Minister for Justice Brian Lenihan today announced more funding for community CCTV schemes. Unfortunately these schemes still fail to comply with basic safeguards recommended by the Law Reform Commission nearly ten years in its 1998 Report on Privacy.
Experience in other jurisdictions have shown that CCTV systems are open to abuse. Voyeurism by CCTV operators is common, with even the occasional politician as a victim. One English case shows what can happen:
Two council CCTV camera operators have been jailed for spying on a naked woman in her own home. Mark Summerton and Kevin Judge, from Sefton Council, Merseyside, trained a street camera into the woman’s flat… The images from the camera, including the woman without her clothes on, were shown on a large plasma screen in the council’s CCTV control room in November 2004, Liverpool Crown Court heard.
Over several hours, she was filmed cuddling her boyfriend before undressing, using the toilet, having a bath and watching television dressed only in a towel.
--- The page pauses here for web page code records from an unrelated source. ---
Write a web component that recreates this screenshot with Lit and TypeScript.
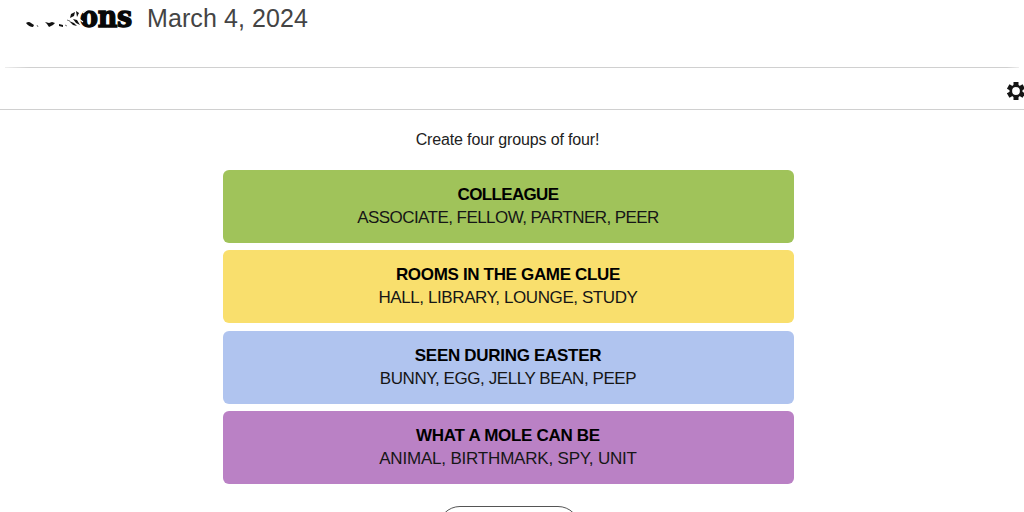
import { LitElement, html, css, svg } from "lit";
import { customElement, property } from "lit/decorators.js";
import { styleMap } from "lit/directives/style-map.js";

interface Line { text: string; spacing: number }
interface Group { title: Line; words: Line; color: string }

const GROUPS: Group[] = [
  { title: { text: "COLLEAGUE", spacing: -0.65 }, words: { text: "ASSOCIATE, FELLOW, PARTNER, PEER", spacing: -0.55 }, color: "#a0c35a" },
  { title: { text: "ROOMS IN THE GAME CLUE", spacing: -0.33 }, words: { text: "HALL, LIBRARY, LOUNGE, STUDY", spacing: -0.41 }, color: "#f9df6d" },
  { title: { text: "SEEN DURING EASTER", spacing: -0.3 }, words: { text: "BUNNY, EGG, JELLY BEAN, PEEP", spacing: -0.43 }, color: "#b0c4ef" },
  { title: { text: "WHAT A MOLE CAN BE", spacing: -0.3 }, words: { text: "ANIMAL, BIRTHMARK, SPY, UNIT", spacing: -0.19 }, color: "#ba81c5" },
];

@customElement("group-card")
class GroupCard extends LitElement {
  @property({ attribute: false }) group!: Group;
  static styles = css`
    :host { display: block; }
    .card { height: 73px; box-sizing: border-box; padding: 13px 1px 0 0; border-radius: 6px; text-align: center; font-size: 17px; line-height: 23px; color: #161616; white-space: nowrap; }
    .title { font-weight: 700; color: #000; }
  `;
  render() {
    const { title, words, color } = this.group;
    return html`<div class="card" style=${styleMap({ background: color })}>
      <div class="title" style=${styleMap({ letterSpacing: `${title.spacing}px` })}>${title.text}</div>
      <div style=${styleMap({ letterSpacing: `${words.spacing}px` })}>${words.text}</div>
    </div>`;
  }
}

@customElement("app-root")
class AppRoot extends LitElement {
  static styles = css`
    :host { display: block; height: 512px; overflow: hidden; background: #fff; color: #222; font-family: "Liberation Sans", Arial, sans-serif; }
    .header { display: flex; height: 67px; box-sizing: border-box; padding-left: 24px; }
    .scraps { width: 56px; height: 36px; flex: none; position: relative; z-index: 1; overflow: visible; }
    .brand { width: 67px; flex: none; display: flex; }
    .name { font: 700 30px/34px "DejaVu Serif Condensed", "DejaVu Serif", serif; letter-spacing: -0.3px; color: #080808; -webkit-text-stroke: 1.3px #080808; }
    .date { font-size: 25px; line-height: 37px; letter-spacing: 0.1px; color: #444; }
    .toolbar { height: 43px; box-sizing: border-box; border-bottom: 1px solid #d0d0d0; display: flex; flex-direction: column; align-items: flex-end; }
    .rule { align-self: stretch; height: 1px; margin: 0 5px; background: linear-gradient(90deg, #eee, #d0d0d0 24px, #d0d0d0 calc(100% - 12px), #eee); flex: none; }
    .gear { width: 18px; height: 20px; margin: 13px -1px 0 0; flex: none; }
    .prompt { margin: 0; height: 60px; box-sizing: border-box; padding: 19px 9px 0 0; text-align: center; font-size: 16px; line-height: 22px; letter-spacing: -0.15px; }
    .board { width: 571px; margin-left: 223px; display: grid; gap: 7.45px; }
    .button { box-sizing: border-box; width: 142px; height: 44px; margin: 21.8px 0 0 438px; border: 1px solid #555; border-radius: 22px; }
  `;
  render() {
    return html`
      <header class="header">
        <svg class="scraps" viewBox="24 0 56 36">
          <g fill="#111">
            <path d="M26 23q3-2 5 0l3 2-1 2q-4 0-7-4ZM45 22l4 1 3-1 3 1-2 2-4 2-2-3ZM59 24l4 1v2l-4-1ZM71 14l4-2-1 4-4 2ZM69 21l5 2 3 3-4-1ZM76 11l3 2-2 4ZM73 19l4 1 3 5-4-2Z"/>
            <path d="M37 25l1 2M65 25l2 1M67 20l3 1" stroke="#777" fill="none"/>
          </g>
          <path d="M79 15l5-6M79 19l4 3M83 13l5-4" stroke="#fff" stroke-width="1.2" fill="none"/>
        </svg>
        <div class="brand"><span class="name">ons</span></div>
        <div class="date">March 4, 2024</div>
      </header>
      <div class="toolbar">
        <div class="rule"></div>
        <svg class="gear" viewBox="0 0 18 20">
          ${[0, 60, 120].map((a) => svg`<path d="M9 1V19" stroke="#151515" stroke-width="5" transform="rotate(${a} 9 10)"/>`)}
          <circle cx="9" cy="10" r="5.2" fill="#fff" stroke="#151515" stroke-width="2.6"/>
        </svg>
      </div>
      <p class="prompt">Create four groups of four!</p>
      <main class="board">${GROUPS.map((g) => html`<group-card .group=${g}></group-card>`)}</main>
      <div class="button"></div>
    `;
  }
}
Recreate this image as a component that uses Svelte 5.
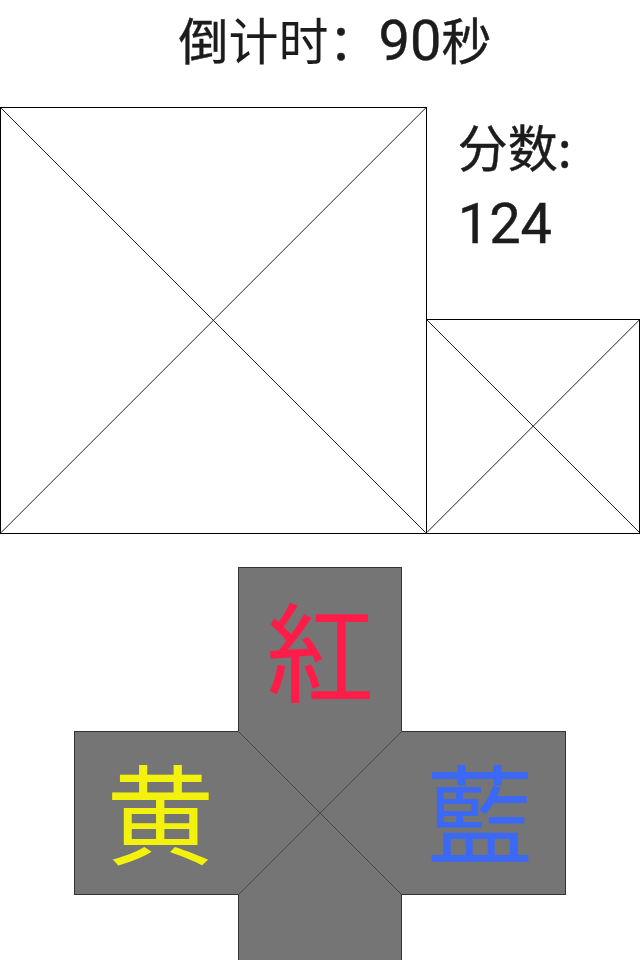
<script>
  const seconds = 90;
  const score = 124;
  const pads = [
    { id: 'red', label: '紅' },
    { id: 'yellow', label: '黄' },
    { id: 'blue', label: '藍' },
    { id: 'blank', label: '' }
  ];
</script>

{#snippet frame()}
  <svg class="frame" viewBox="0 0 100 100" preserveAspectRatio="none" aria-hidden="true">
    <path d="M0 0L100 100M100 0L0 100" />
  </svg>
{/snippet}

<main class="game">
  <header><h1>倒<span class="thin">计时</span>：<span class="digits">{seconds}</span>秒</h1></header>

  <section class="play">
    <div class="board">{@render frame()}</div>
    <aside>
      <p class="score">分数:<br /><span class="digits">{score}</span></p>
      <div class="next">{@render frame()}</div>
    </aside>
  </section>

  <section class="controls">
    {#each pads as pad (pad.id)}
      <button type="button" class="pad {pad.id}" aria-label={pad.label || 'blank'}>{pad.label}</button>
    {/each}
    <div class="center">{@render frame()}</div>
  </section>
</main>

<style>
  :global(body) {
    margin: 0;
    background: #fff;
  }
  .game {
    height: 100vh;
    overflow: hidden;
    color: #1c1c1c;
    font-family: "Noto Sans CJK SC", sans-serif;
  }
  .game * {
    box-sizing: border-box;
  }
  header {
    height: 107px;
    padding-left: 30px;
    text-align: center;
  }
  h1,
  .score {
    margin: 0;
    font-size: 50px;
    font-weight: 400;
    line-height: 76px;
    white-space: nowrap;
    -webkit-text-stroke: 0.4px #1c1c1c;
    stroke-linejoin: round;
  }
  .thin {
    -webkit-text-stroke: 0;
  }
  .digits {
    font-family: Roboto, sans-serif;
    font-size: 56px;
    line-height: 1;
  }
  .play {
    display: grid;
    grid-template-columns: 2fr 1fr;
  }
  .board,
  .next {
    aspect-ratio: 1;
    border: 1px solid #000;
  }
  aside {
    display: flex;
    flex-direction: column;
    justify-content: space-between;
    margin-left: -1px;
  }
  .score {
    padding-left: 32px;
  }
  .frame {
    display: block;
    width: 100%;
    height: 100%;
  }
  .frame path {
    fill: none;
    stroke: #222;
    stroke-width: 1px;
    vector-effect: non-scaling-stroke;
  }
  .controls {
    display: grid;
    grid-template-columns: repeat(3, 1fr);
    grid-template-areas: ". red ." "yellow center blue" ". blank .";
    width: 77%;
    margin: 33px auto 0;
  }
  .pad,
  .center {
    aspect-ratio: 1;
    background: #757575;
  }
  .pad {
    min-width: 0;
    margin: 0;
    padding: 0 0 4px;
    border: 1px solid #333;
    border-radius: 0;
    font-family: "Noto Sans CJK JP", sans-serif;
    font-size: 108px;
    font-weight: 400;
    line-height: 1;
    -webkit-text-stroke: 0;
    cursor: pointer;
  }
  .red {
    grid-area: red;
    border-bottom: 0;
    color: #ff1c48;
  }
  .yellow {
    grid-area: yellow;
    padding: 0 0 8px 8px;
    border-right: 0;
    color: #f2f20d;
  }
  .blue {
    grid-area: blue;
    padding: 0 8px 8px 0;
    border-left: 0;
    color: #3b69f5;
  }
  .blank {
    grid-area: blank;
    border-top: 0;
  }
  .center {
    grid-area: center;
  }
  .center path {
    stroke: #444;
  }
</style>
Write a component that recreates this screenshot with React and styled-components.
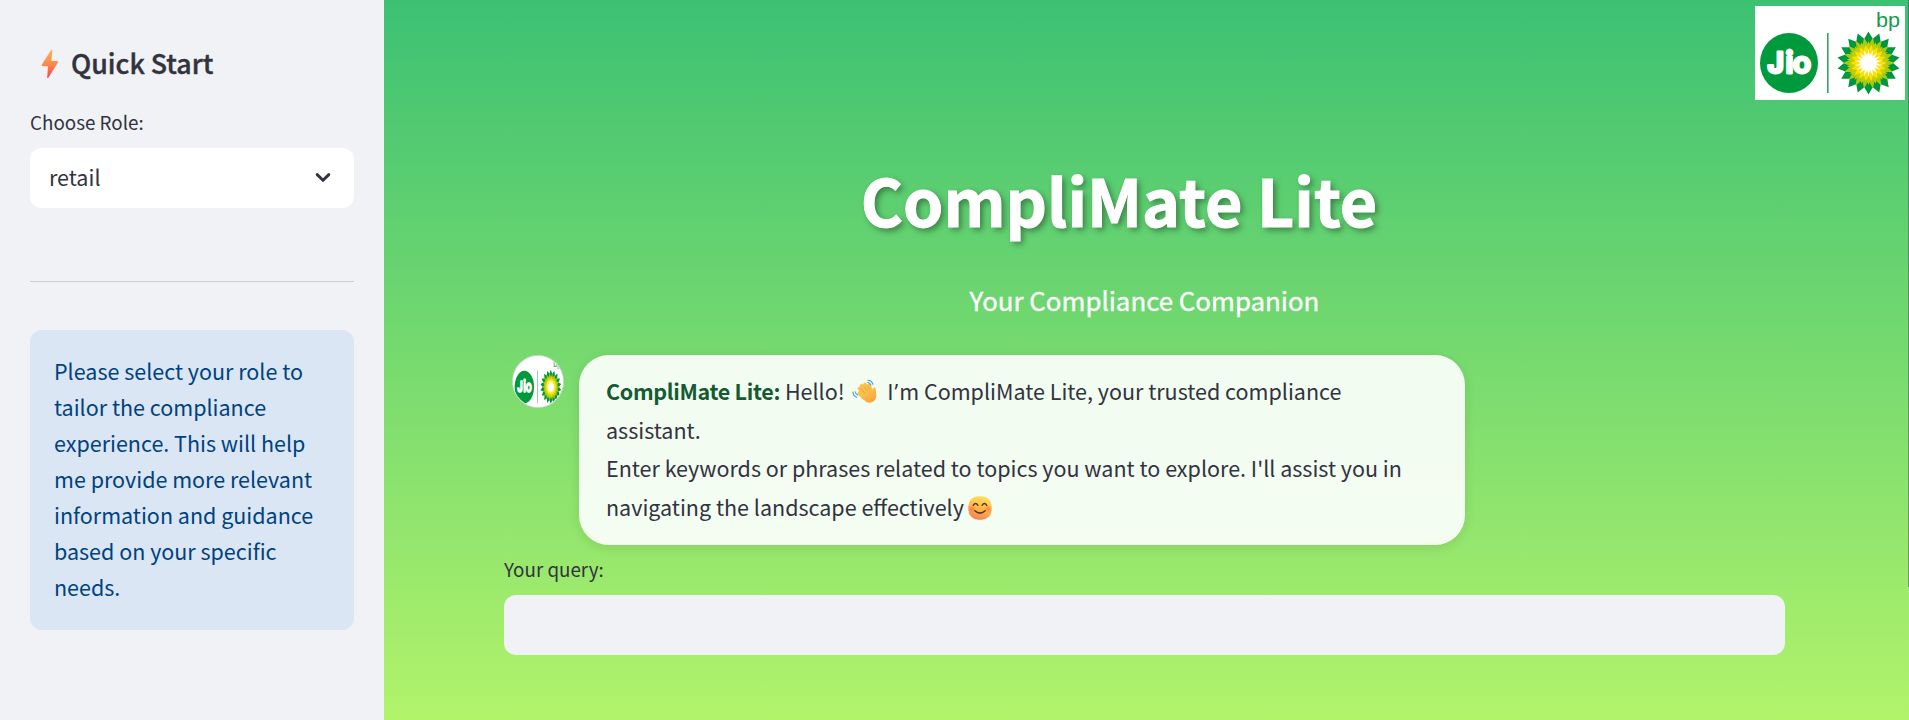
import React from "react";
import styled, { createGlobalStyle } from "styled-components";

const GlobalStyle = createGlobalStyle`
  *, *::before, *::after { box-sizing: border-box; }
  html, body { margin: 0; padding: 0; }
  body {
    font-family: "Noto Sans CJK SC", "Noto Sans", sans-serif;
    color: #31333f;
    overflow: hidden;
  }
`;

const Page = styled.div`
  display: flex;
  height: 720px;
  background: linear-gradient(to bottom, #3cc173 0%, #b2f36b 100%);
`;

const Sidebar = styled.aside`
  width: 384px;
  flex: none;
  height: 100%;
  padding: 39px 30px 0;
  background: #f0f2f6;
`;

const SidebarTitle = styled.h2`
  display: flex;
  align-items: center;
  gap: 12px;
  margin: 0;
  padding-left: 11px;
  height: 49px;
  font-size: 26.8px;
  font-weight: 500;
  line-height: 48px;
  span {
    padding-bottom: 1px;
    -webkit-text-stroke: 0.4px #31333f;
  }
`;

const FieldLabel = styled.label`
  display: block;
  height: 32px;
  margin-top: ${(p) => p.$top}px;
  font-size: 18.8px;
  line-height: 32px;
  white-space: nowrap;
`;

const Select = styled.div`
  display: flex;
  align-items: center;
  justify-content: space-between;
  height: 60px;
  margin-top: 10px;
  padding: 0 21px 4px 19px;
  border-radius: 12px;
  background: #fff;
  font-size: 21.5px;
`;

const Divider = styled.hr`
  height: 1px;
  margin: 73px 0 48px;
  border: 0;
  background: #cccdd3;
`;

const Alert = styled.div`
  height: 300px;
  padding: 23px 24px 0;
  border-radius: 12px;
  background: #dae6f4;
  color: #004280;
  font-size: 21.5px;
  line-height: 36px;
  white-space: nowrap;
`;

const Main = styled.main`
  position: relative;
  flex: 1;
  height: 100%;
  padding: 143px 124px 0 120px;
`;

const BrandLogo = styled.div`
  position: absolute;
  top: 6px;
  right: 4px;
  width: 150px;
  height: 94px;
  svg { display: block; }
`;

const ScrollEdge = styled.div`
  position: absolute;
  top: 0;
  right: 0;
  width: 1px;
  height: 587px;
  background: rgba(49, 51, 63, 0.4);
`;

const Title = styled.h1`
  margin: 0;
  height: 112px;
  padding-right: 51px;
  color: #fff;
  font-size: 64.5px;
  font-weight: 700;
  line-height: 112px;
  text-align: center;
  white-space: nowrap;
  -webkit-text-stroke: 1px #fff;
  text-shadow: 3px 3px 6px rgba(0, 0, 0, 0.4);
`;

const Subtitle = styled.p`
  margin: 22px 0 0;
  height: 47px;
  color: #fff;
  font-size: 25.85px;
  font-weight: 400;
  line-height: 46px;
  text-align: center;
  white-space: nowrap;
  -webkit-text-stroke: 0.35px #fff;
`;

const ChatRow = styled.div`
  display: flex;
  align-items: flex-start;
  gap: 15px;
  margin-top: 31px;
  padding-left: 8px;
`;

const Avatar = styled.div`
  width: 52px;
  height: 53px;
  flex: none;
  overflow: hidden;
  border: 1px solid #c9d6c9;
  border-radius: 50%;
  background: #fff;
  svg { display: block; }
`;

const Bubble = styled.div`
  width: 886px;
  height: 190px;
  padding: 17.3px 27px 0;
  border-radius: 30px;
  background: rgba(255, 255, 255, 0.9);
  box-shadow: 0 3px 12px rgba(0, 0, 0, 0.1);
  font-size: 21.5px;
  line-height: 38.4px;
  white-space: nowrap;
`;

const Speaker = styled.strong`
  color: #145a32;
  font-weight: 600;
  letter-spacing: -0.32px;
`;

const Apostrophe = styled.span`
  margin: 0 1px;
  font-family: "Open Sans", "Noto Sans", sans-serif;
  line-height: 1;
`;

const Emoji = styled.svg`
  display: inline-block;
  vertical-align: ${(p) => p.$drop || 0}px;
  margin: 0 ${(p) => p.$after || 0}px 0 ${(p) => p.$before || 0}px;
`;

const QueryInput = styled.input`
  display: block;
  width: 100%;
  height: 60px;
  margin-top: 10px;
  padding: 0 20px;
  border: 0;
  outline: 0;
  border-radius: 12px;
  background: #f0f2f6;
  font: inherit;
`;

function star(cx, cy, outer, inner, offset) {
  const pts = [];
  for (let i = 0; i < 36; i++) {
    const a = ((i * 10 + offset - 90) * Math.PI) / 180;
    const r = i % 2 ? inner : outer;
    pts.push(`${(cx + r * Math.cos(a)).toFixed(2)},${(cy + r * Math.sin(a)).toFixed(2)}`);
  }
  return pts.join(" ");
}

function JioBpLogo({ width, height }) {
  return (
    <svg width={width} height={height} viewBox="0 0 150 94" preserveAspectRatio="none">
      <rect width="150" height="94" fill="#fff" />
      <ellipse cx="34" cy="57" rx="29" ry="30" fill="#009a3d" />
      <text y="66.5" fontWeight="700" fill="#fff" stroke="#fff" strokeWidth="2.8" strokeLinejoin="round">
        <tspan x="12.6" fontFamily="Inter, sans-serif" fontSize="28">J</tspan>
        <tspan x="30.4 38" fontFamily="Lato, sans-serif" fontSize="31">io</tspan>
      </text>
      <rect x="72" y="27" width="1.6" height="60" fill="#37a561" />
      <text x="121" y="21" textLength="24" lengthAdjust="spacingAndGlyphs" fontFamily="Liberation Sans, sans-serif" fontSize="21" fill="#149b4b">bp</text>
      <polygon points={star(113.5, 57, 31.5, 24.5, 0)} fill="#009640" />
      <polygon points={star(113.5, 57, 26, 18, 10)} fill="#a8c813" />
      <polygon points={star(113.5, 57, 22, 15, 0)} fill="#c3d000" />
      <polygon points={star(113.5, 57, 18.5, 13, 10)} fill="#ffe000" />
      <polygon points={star(113.5, 57, 14, 7.5, 0)} fill="#fff" />
    </svg>
  );
}

function Bolt() {
  return (
    <svg width="18" height="30" viewBox="0 0 18 30">
      <defs>
        <linearGradient id="bolt" x1="0" y1="0" x2="0" y2="1">
          <stop offset="0" stopColor="#fcb34c" />
          <stop offset="0.5" stopColor="#fd8b4b" />
          <stop offset="1" stopColor="#f8454f" />
        </linearGradient>
      </defs>
      <path d="M10.4 .8Q11.6-.2 11.4 1.3L10.4 12H16Q17.8 12.2 16.8 13.8L7.4 28.8Q6.2 30 6.2 28.2L7 17.2H1.6Q.1 17 1 15.3Z" fill="url(#bolt)" />
    </svg>
  );
}

function Wave() {
  return (
    <Emoji width="25" height="25" viewBox="0 0 25 25" $drop={-4} $before={3} $after={5}>
      <defs>
        <linearGradient id="hand" x1="0" y1="0" x2=".7" y2="1">
          <stop offset="0" stopColor="#ffcf55" />
          <stop offset="1" stopColor="#f9a23b" />
        </linearGradient>
      </defs>
      <g stroke="#fdbf4c" strokeWidth="3.6" strokeLinecap="round">
        <path d="M12 15 7.4 9.4M14 13 9.6 6.7M16.5 12 13 5.5M19.5 12 17 6.5M12 19 7.3 14.2" />
      </g>
      <path d="M9 13 16.5 8.5 20.5 12Q20.8 9.2 22.3 8.2 24 8 23.8 11L24.4 16.5Q24 22 19 23.5 15.5 24.5 12.5 21.5L7.5 16.5Z" fill="url(#hand)" />
      <path d="m9.2 9.5 3.6 4.6M12 7.4l3.4 4.7M15.3 6.8l2.4 4" stroke="#e58b2b" strokeWidth=".6" fill="none" />
      <g stroke="#3d9bd8" strokeWidth="1.1" fill="none" strokeLinecap="round">
        <path d="M16 1.2q3.5 0 5 4M15.8 3.5q2.2.3 3 2.4M1 13q0 4 3.8 5.2M3.3 12.8q.3 2.3 2.5 3.2" />
      </g>
    </Emoji>
  );
}

function Smile() {
  return (
    <Emoji width="24" height="24" viewBox="0 0 24 24" $drop={-4} $before={4}>
      <defs>
        <linearGradient id="face" x1=".65" y1="0" x2=".4" y2="1">
          <stop offset="0" stopColor="#ffe05e" />
          <stop offset=".55" stopColor="#ffb63f" />
          <stop offset="1" stopColor="#f4805a" />
        </linearGradient>
        <radialGradient id="cheek">
          <stop offset="0" stopColor="#ff6b55" stopOpacity=".75" />
          <stop offset="1" stopColor="#ff6b55" stopOpacity="0" />
        </radialGradient>
      </defs>
      <rect x=".3" y=".3" width="23.4" height="23.4" rx="10" fill="url(#face)" />
      <circle cx="3.8" cy="13" r="4.2" fill="url(#cheek)" />
      <circle cx="20.2" cy="13" r="4.2" fill="url(#cheek)" />
      <path d="M5.3 9.3q2.2-3.6 4.6 0M14.1 9.3q2.4-3.6 4.6 0M6.8 14.8q5.2 4.6 10.4 0" fill="none" stroke="#5b3436" strokeWidth="1.5" strokeLinecap="round" />
    </Emoji>
  );
}

export default function App() {
  return (
    <>
      <GlobalStyle />
      <Page>
        <Sidebar>
          <SidebarTitle>
            <Bolt />
            <span>Quick Start</span>
          </SidebarTitle>
          <FieldLabel $top={18}>Choose Role:</FieldLabel>
          <Select>
            <span>retail</span>
            <svg width="20" height="20" viewBox="0 0 20 20">
              <path d="m4.2 8.6 5.8 5.6 5.8-5.6" fill="none" stroke="#31333f" strokeWidth="2.9" strokeLinecap="round" />
            </svg>
          </Select>
          <Divider />
          <Alert>
            Please select your role to<br />
            tailor the compliance<br />
            experience. This will help<br />
            me provide more relevant<br />
            information and guidance<br />
            based on your specific<br />
            needs.
          </Alert>
        </Sidebar>
        <Main>
          <Title>CompliMate Lite</Title>
          <Subtitle>Your Compliance Companion</Subtitle>
          <ChatRow>
            <Avatar>
              <JioBpLogo width={50} height={51} />
            </Avatar>
            <Bubble>
              <Speaker>CompliMate Lite:</Speaker> Hello! <Wave /> I<Apostrophe>’</Apostrophe>m CompliMate Lite, your trusted compliance<br />
              assistant.<br />
              Enter keywords or phrases related to topics you want to explore. I'll assist you in<br />
              navigating the landscape effectively<Smile />
            </Bubble>
          </ChatRow>
          <FieldLabel htmlFor="query" $top={8}>Your query:</FieldLabel>
          <QueryInput id="query" type="text" />
          <BrandLogo>
            <JioBpLogo width={150} height={94} />
          </BrandLogo>
          <ScrollEdge />
        </Main>
      </Page>
    </>
  );
}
What safeguards are there in Irish law? There is a Department of Justice Code of Practice for Community-Based CCTV Systems, which has a limited statutory basis in section 38 of the Garda Siochana Act 2005. But that Code of Practice, though fine as far as it goes, lacks teeth. The worst that can happen if a Community CCTV scheme flouts the Code of Practice is that its authorisation to operate the system might be taken away. There is no provision for civil or criminal sanctions against operators who abuse the system, leaving victims potentially without any redress.
The Minister for Justice did acknowledge today that safeguards were necessary against the abuse of CCTV systems. We agree. The current Code of Practice should be put on a full statutory basis, enforceable by civil and criminal sanctions.